На Ловати шли главным образом мелкие бои с ограниченными целями. В начале лета гитлеровцы на нашем участке попробовали расширить "коридор". Их удары следовали по обоим берегам реки в северном направлении: от Рамушево на Редцы и от Ново-Рамушево на Александровку, Присморжье.
Однако начальный успех противника был быстро сведен на нет, а затем настойчивыми контратаками наши войска восстановили положение.
В этих первых летних боях с обеих сторон участвовало по нескольку дивизий, а в последующих боях чисто местного значения действовало уже не более полка - дивизии.
Фронтовые перегруппировки нашу дивизию не захватили, она осталась в обороне на своих прежних позициях на подступах к Борисово, только вошла в состав другой, 27-й армии, которой командовал генерал-майор Ф. П. Озеров.
* * *
К обшей нашей радости, после почти пятимесячного отсутствия в дивизию возвратился Карельский полк.
Все прекрасно понимали, что значит иметь во втором эшелоне целый полк. Возрастала наша сила, повышалась уверенность, особое значение приобретал маневр. Теперь можно было поочередно подменять полки первого эшелона, выводить их в тыл на учебу и на отдых.
Да и Карельский полк почувствовал себя совершенно по-другому, когда вновь занял свое место в родной дивизии.
Вместе с комиссаром мы утром навестили карельцев в районе их расположения.
Полк, построенный ротными колоннами, встретил нас на большой лесной поляне.

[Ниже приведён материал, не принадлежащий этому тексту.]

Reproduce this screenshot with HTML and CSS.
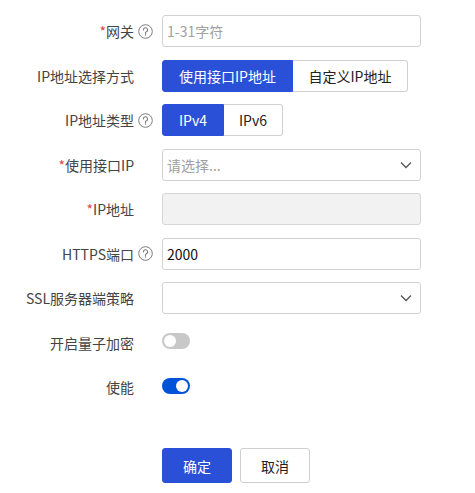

Оркестр играл "Встречный" марш. На правом фланге гордо реяло боевое знамя. Хотя церемония торжественной встречи проходила по правилам мирного времени, но вокруг слишком многое напоминало о войне. И хмурый хвойный лес с перебитыми деревьями, и свежие воронки на зеленом ковре поляны, и клекот в небе вражеского корректировщика, прозванного солдатами "костылем", и гулкие недалекие разрывы, и сам поредевший полк - все говорило о суровых законах войны.
Когда в знак любви и уважения к карельцам я обнял и расцеловал их командира, над полком прокатилось дружное "ура".
Проходя вдоль строя, вижу знакомые лица. Останавливаюсь.
- Командир второй роты лейтенант Перепелкин! - четко представляется мне рослый командир с орденом на груди. - Узнаю вас, но не припомню, кем вы служили раньше.